In Capital Markets, every investor assesses risk differently based on his or her skills for credit evaluation. For the market to function smoothly, regulators need to protect investor’s interest against any malpractices. This leads to the need for Credit Rating in the Capital Markets.

Here is where Credit Rating Agencies come into play

A Credit Rating Agency (CRA) evaluates and assesses Creditworthiness of instruments like corporate bonds, government bonds, certificates of deposit, municipal bonds, preferred stock, and other debt obligations.

A CRA evaluates a prospect debtor by analyzing both qualitative and quantitative aspects estimating their ability to repay their debt alongwith interest obligations.

In the absence of CRAs, it would become impossible for investors to themselves assess the quality of all the debt instruments at individual level.

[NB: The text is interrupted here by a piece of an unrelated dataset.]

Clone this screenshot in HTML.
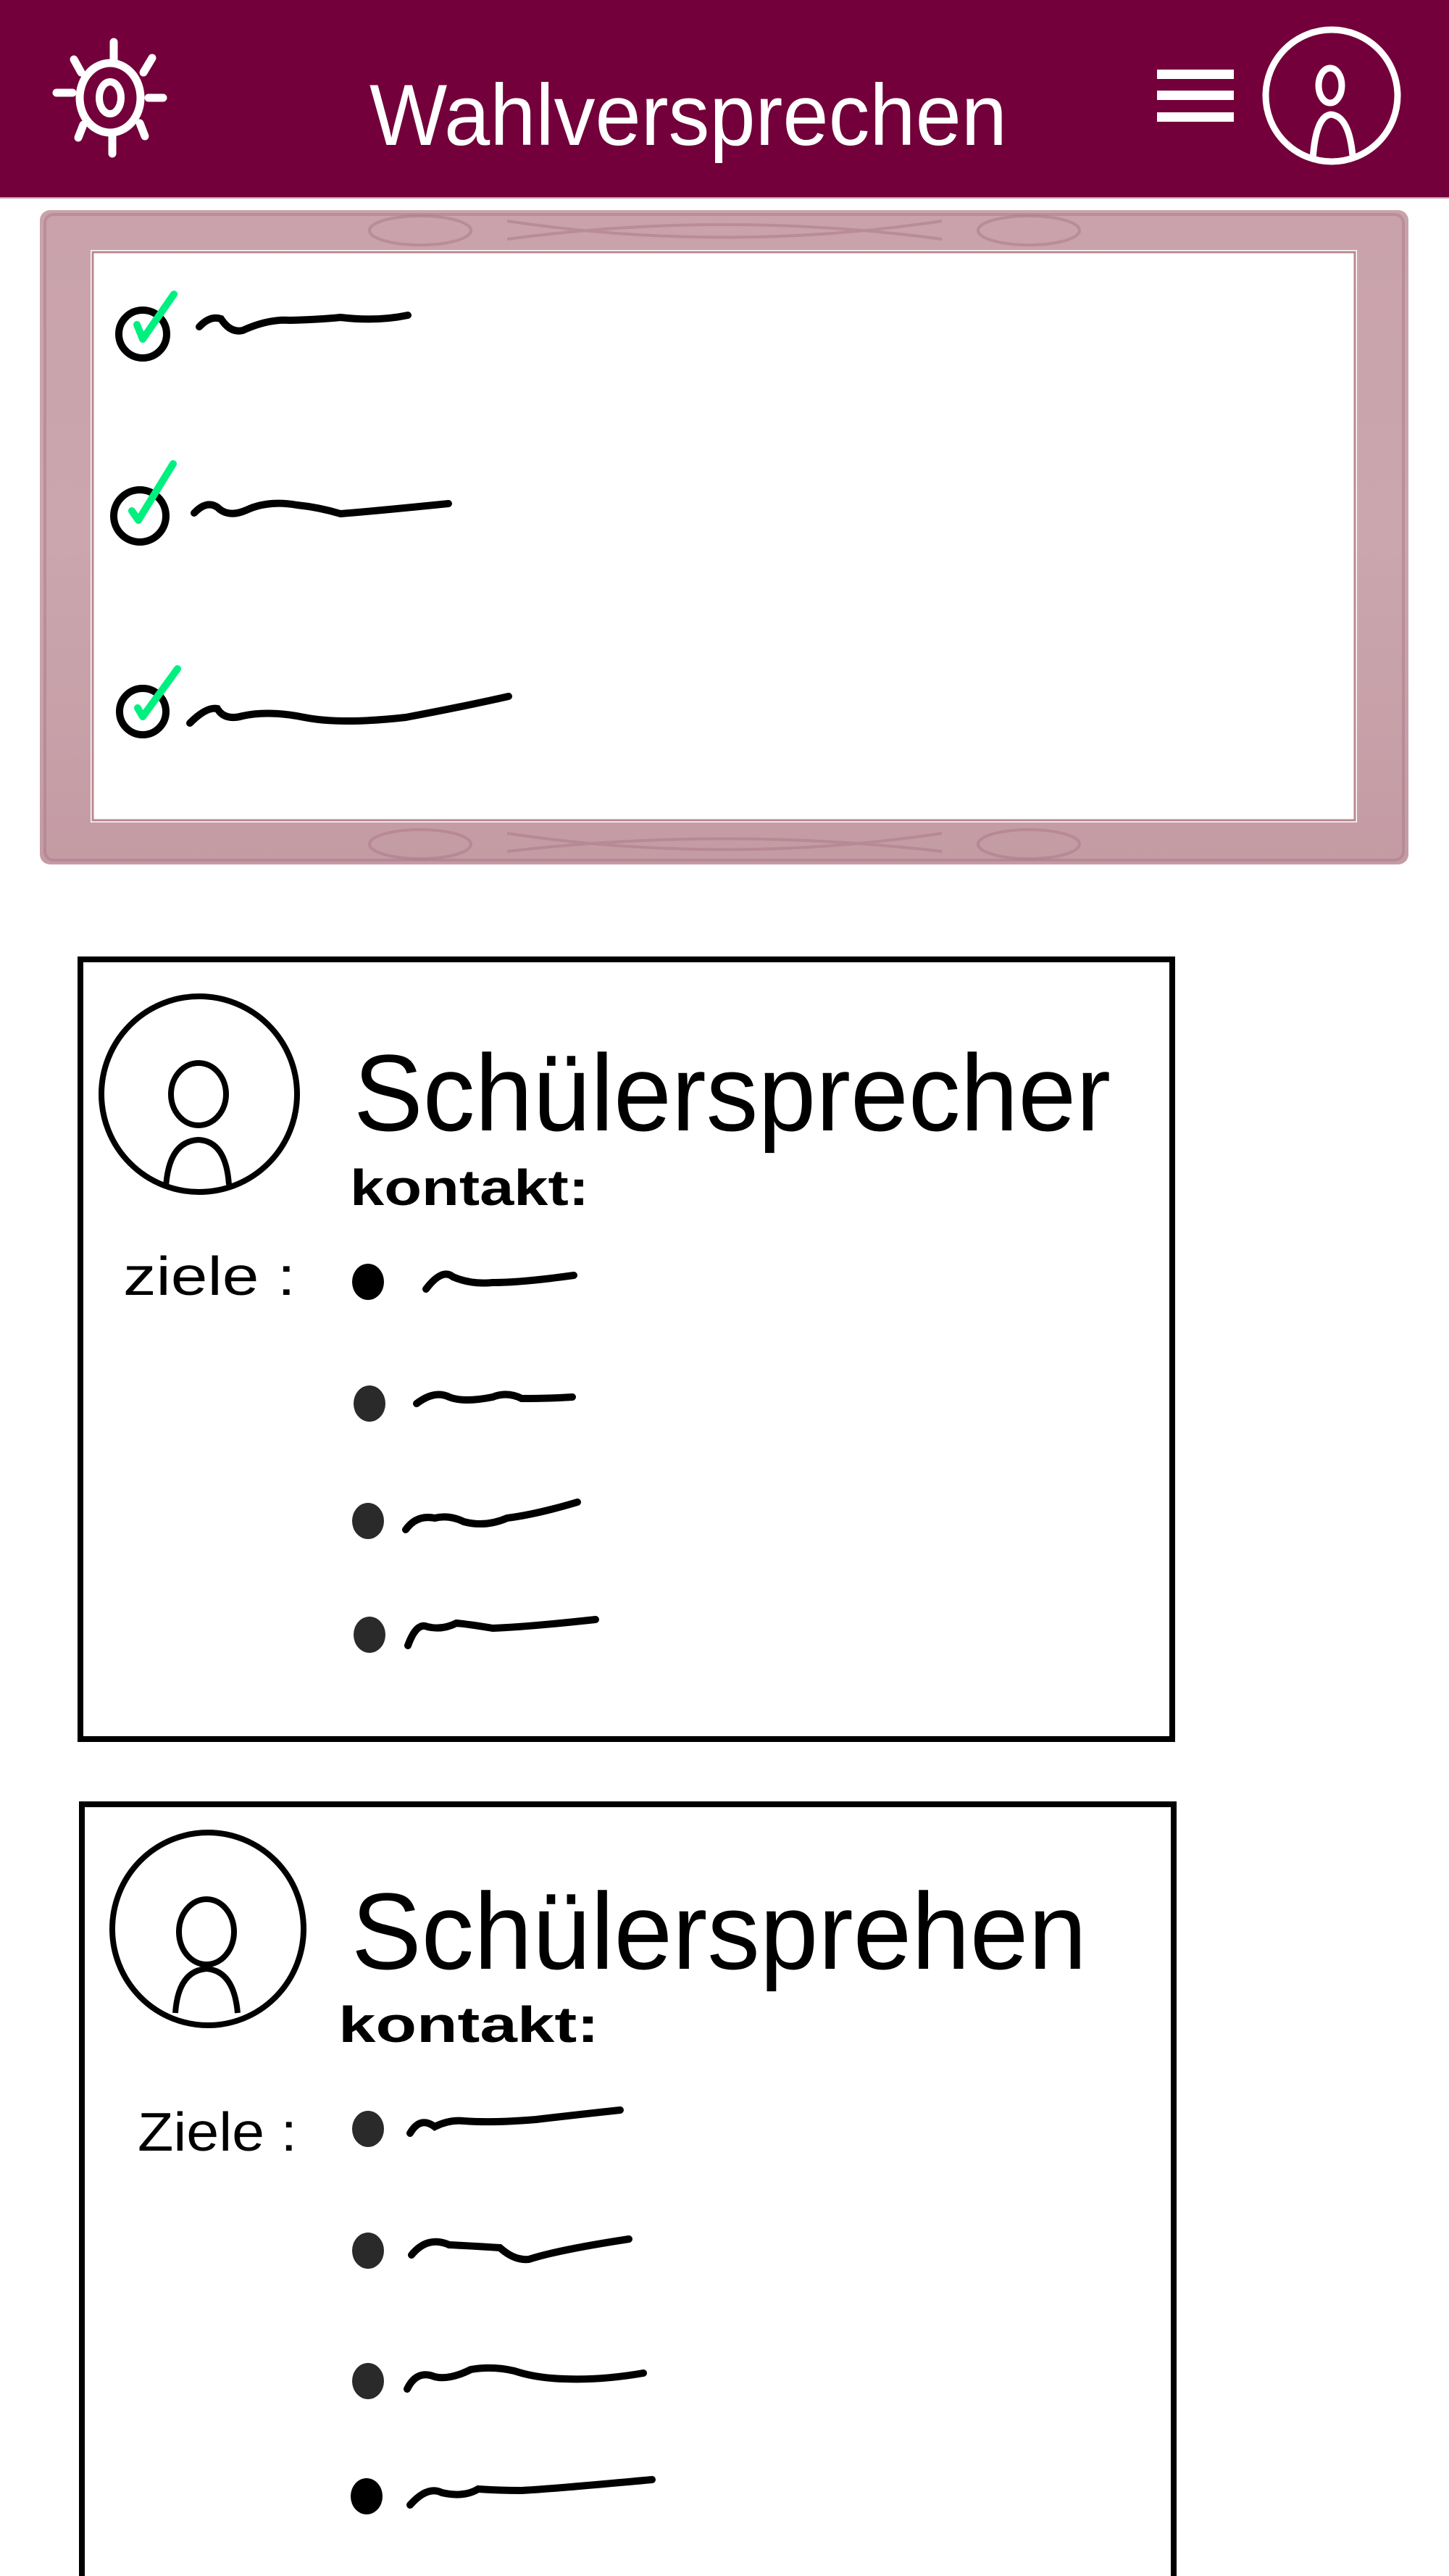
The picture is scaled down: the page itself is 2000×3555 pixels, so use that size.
<!DOCTYPE html>
<html><head><meta charset="utf-8"><style>
html,body{margin:0;padding:0;background:#fff;}
body{width:2000px;height:3555px;overflow:hidden;position:relative;}
svg{position:absolute;left:0;top:0;}
</style></head><body>
<svg width="2000" height="3555" viewBox="0 0 2000 3555" xmlns="http://www.w3.org/2000/svg">
<rect x="0" y="0" width="2000" height="272" fill="#73003a"/>
<rect x="0" y="272" width="2000" height="2" fill="#c89aa8"/>
<g stroke="#fff" fill="none" stroke-width="11" stroke-linecap="round">
<ellipse cx="152" cy="135" rx="42" ry="48"/>
<ellipse cx="152" cy="135" rx="15" ry="22" stroke-width="10"/>
<line x1="157" y1="58" x2="157" y2="82"/>
<line x1="155" y1="188" x2="155" y2="212"/>
<line x1="78" y1="128" x2="100" y2="128"/>
<line x1="205" y1="135" x2="225" y2="135"/>
<line x1="102" y1="82" x2="112" y2="100"/>
<line x1="210" y1="80" x2="198" y2="100"/>
<line x1="108" y1="190" x2="115" y2="172"/>
<line x1="200" y1="188" x2="193" y2="170"/>
</g>
<text x="510" y="200" font-family="Liberation Sans, sans-serif" font-size="120" fill="#fff" textLength="880" lengthAdjust="spacingAndGlyphs">Wahlversprechen</text>
<rect x="1597" y="96" width="106" height="13" fill="#fff"/>
<rect x="1597" y="125" width="106" height="13" fill="#fff"/>
<rect x="1597" y="155" width="106" height="13" fill="#fff"/>
<g stroke="#fff" fill="none" stroke-width="9">
<circle cx="1838" cy="132" r="91"/>
<ellipse cx="1836" cy="118" rx="16" ry="24"/>
<path d="M1812 220 Q1816 160 1837 158 Q1862 160 1867 215"/>
</g>
<defs>
<linearGradient id="fg" x1="0" y1="0" x2="0" y2="1">
<stop offset="0" stop-color="#c9a2ab"/><stop offset="0.5" stop-color="#cba6ae"/><stop offset="1" stop-color="#c49ba4"/>
</linearGradient>
</defs>
<rect x="55" y="290" width="1889" height="903" rx="14" fill="url(#fg)"/>
<rect x="62" y="296" width="1875" height="891" rx="12" fill="none" stroke="#a9788a" stroke-width="4" opacity="0.5"/>
<rect x="125" y="345" width="1748" height="790" fill="#fff"/>
<rect x="128" y="348" width="1742" height="784" fill="none" stroke="#b88894" stroke-width="3"/>
<g fill="none" stroke="#a97886" stroke-width="4" opacity="0.5">
<ellipse cx="580" cy="318" rx="70" ry="20"/><ellipse cx="1420" cy="318" rx="70" ry="20"/>
<ellipse cx="580" cy="1165" rx="70" ry="20"/><ellipse cx="1420" cy="1165" rx="70" ry="20"/>
<path d="M700 330 Q1000 290 1300 330 M700 305 Q1000 350 1300 305"/>
<path d="M700 1175 Q1000 1140 1300 1175 M700 1150 Q1000 1195 1300 1150"/>
</g>
<g stroke="#000" fill="none" stroke-width="10" stroke-linecap="round">
<circle cx="197" cy="461" r="33"/>
<circle cx="193" cy="712" r="36"/>
<circle cx="197" cy="982" r="32"/>
<path d="M275 451 Q290 435 305 440 Q318 460 335 456 Q370 440 400 442 Q440 441 470 438 Q520 444 563 435"/>
<path d="M268 708 Q285 690 300 700 Q315 715 340 704 Q370 690 410 697 Q440 700 470 709 Q520 705 619 695"/>
<path d="M262 998 Q285 975 300 978 Q310 995 335 988 Q370 980 420 990 Q470 1000 560 990 Q640 975 702 961"/>
</g>
<g stroke="#00f080" fill="none" stroke-width="10" stroke-linecap="round" stroke-linejoin="round">
<path d="M189 448 L197 468 L240 406"/>
<path d="M182 705 L191 718 L239 640"/>
<path d="M190 977 L197 989 L245 923"/>
</g>
<rect x="111" y="1324" width="1507" height="1076" fill="none" stroke="#000" stroke-width="8"/>
<g stroke="#000" fill="none" stroke-width="8">
<ellipse cx="275" cy="1510" rx="135" ry="135"/>
<ellipse cx="274" cy="1510" rx="38" ry="43"/>
<path d="M229 1638 Q233 1575 274 1573 Q312 1575 316 1635"/>
</g>
<text x="488" y="1560" font-family="Liberation Sans, sans-serif" font-size="150" textLength="1045" lengthAdjust="spacingAndGlyphs">Schülersprecher</text>
<text x="483" y="1663" font-family="Liberation Sans, sans-serif" font-size="70" font-weight="bold" textLength="330" lengthAdjust="spacingAndGlyphs">kontakt:</text>
<text x="170" y="1787" font-family="Liberation Sans, sans-serif" font-size="75" textLength="238" lengthAdjust="spacingAndGlyphs">ziele :</text>
<g fill="#000"><ellipse cx="508" cy="1769" rx="22" ry="25"/></g>
<g fill="#2a2a2a"><ellipse cx="510" cy="1937" rx="22" ry="25"/><ellipse cx="508" cy="2099" rx="22" ry="25"/><ellipse cx="510" cy="2256" rx="22" ry="25"/></g>
<g stroke="#000" fill="none" stroke-width="10" stroke-linecap="round">
<path d="M588 1779 Q610 1750 625 1762 Q650 1773 680 1770 Q720 1770 792 1760"/>
<path d="M575 1937 Q600 1918 620 1928 Q640 1936 680 1928 Q700 1920 720 1930 Q760 1930 790 1928"/>
<path d="M560 2111 Q575 2090 600 2095 Q620 2090 640 2100 Q670 2108 700 2095 Q740 2090 797 2073"/>
<path d="M563 2271 Q575 2238 590 2245 Q610 2250 630 2240 Q650 2242 680 2247 Q730 2245 822 2235"/>
</g>
<rect x="113" y="2490" width="1507" height="1100" fill="none" stroke="#000" stroke-width="8"/>
<g stroke="#000" fill="none" stroke-width="8">
<ellipse cx="287" cy="2662" rx="132" ry="133"/>
<ellipse cx="285" cy="2666" rx="38" ry="45"/>
<path d="M242 2778 Q246 2720 285 2717 Q323 2720 328 2778"/>
</g>
<text x="485" y="2717" font-family="Liberation Sans, sans-serif" font-size="150" textLength="1015" lengthAdjust="spacingAndGlyphs">Schülersprehen</text>
<text x="467" y="2818" font-family="Liberation Sans, sans-serif" font-size="70" font-weight="bold" textLength="360" lengthAdjust="spacingAndGlyphs">kontakt:</text>
<text x="190" y="2968" font-family="Liberation Sans, sans-serif" font-size="75" textLength="220" lengthAdjust="spacingAndGlyphs">Ziele :</text>
<g fill="#2a2a2a"><ellipse cx="508" cy="2938" rx="22" ry="25"/><ellipse cx="508" cy="3106" rx="22" ry="25"/><ellipse cx="508" cy="3286" rx="22" ry="25"/></g>
<g fill="#000"><ellipse cx="506" cy="3445" rx="22" ry="25"/></g>
<g stroke="#000" fill="none" stroke-width="10" stroke-linecap="round">
<path d="M566 2944 Q580 2920 600 2935 Q620 2925 640 2927 Q680 2930 740 2925 Q800 2918 856 2912"/>
<path d="M568 3112 Q590 3085 620 3098 Q660 3100 690 3102 Q710 3120 730 3118 Q770 3105 868 3090"/>
<path d="M562 3297 Q575 3270 600 3280 Q620 3285 650 3270 Q680 3265 710 3272 Q740 3282 780 3283 Q830 3285 888 3275"/>
<path d="M566 3457 Q590 3430 610 3440 Q640 3447 660 3435 Q690 3437 720 3437 Q760 3435 900 3422"/>
</g>
</svg>
</body></html>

List of Credit Rating Agencies in India

Initial Big Four:

  1. CRISIL (Credit Rating Information Services of India Limited)
  2. ICRA (Investment Information and Credit Rating Agency of India)
  3. India Ratings and Research (Formerly known as Fitch Ratings India)
  4. CARE (Credit Analysis and Research Limited)

Next in Line:

  1. Infomerics Ratings
  2. Acuite Ratings & Research (erstwhile SMERA)
  3. BWR (Brickwork Ratings India)
  4. ONICRA (Onida Individual Credit Rating Agency of India)

Though there are several own variations of rating of each agency but typically, credit ratings follow a scale of AAA (the highest rating) to D (lowest). There are eight tiers:

  1. AAA
  2. AA
  3. A
  4. BBB
  5. BB
  6. B
  7. C
  8. D

A suffix of ‘plus’, ‘stable’ and ‘minus‘ is put before each of the aforesaid rating to indicate the likely scenario of the rating movement expected in near future. It just gives an indicative direction only and the actual rating may be different from the projected ones.

Entities that benefit from Credit Rating

  1. Investors: Credit Rating helps investors to make investment decisions. It allows them to choose instruments based on their risk tolerance and expected returns. CRAs regularly evaluates debt instruments and make sure that it rightly reflects the current condition of the market and the issuer. This saves time and effort of the investor, and assures safety of investors by letting them invest in highly rated instruments with such ease of understanding. A gap of information exists between the issuer and the lender and CRAs bridges this gap.
  2. Issuers: High Credit Rating improves corporate brand image. It is better to have corporate image based on facts as opposed to perception. Credit Rating helps companies to reduce their borrowing cost. Lenders shall be willing to accept lower interest rate for higher credit rating. Obtaining Credit Rating opens more borrowing avenues for a company.

Points to note before making investments based on Credit Ratings

  1. Credit Ratings are based on past performance. Though it is regularly updated (normally on a quarterly basis for listed companies) but the frequency might not be very high.
  2. Issuing company might hide facts from the CRA with malicious intentions. A detailed analysis and crosschecking is recommended, if one wants to be more thorough with their assessment.
  3. Rating for different instruments of the same company can vary also. Hence, it is advisable to check the rating for each instrument.
  4. In common market parlance, the rating issued by Top 4 Rating firms normally have relatively higher weightage than that issued by other rating firms for same issuer company.

Hence, Credit Rating Agencies do provide meaningful information for assessing the performance of any company. However, it is advised that the prospective investor also does his own independent assessment and do not rely solely on Credit Rating Agency Report.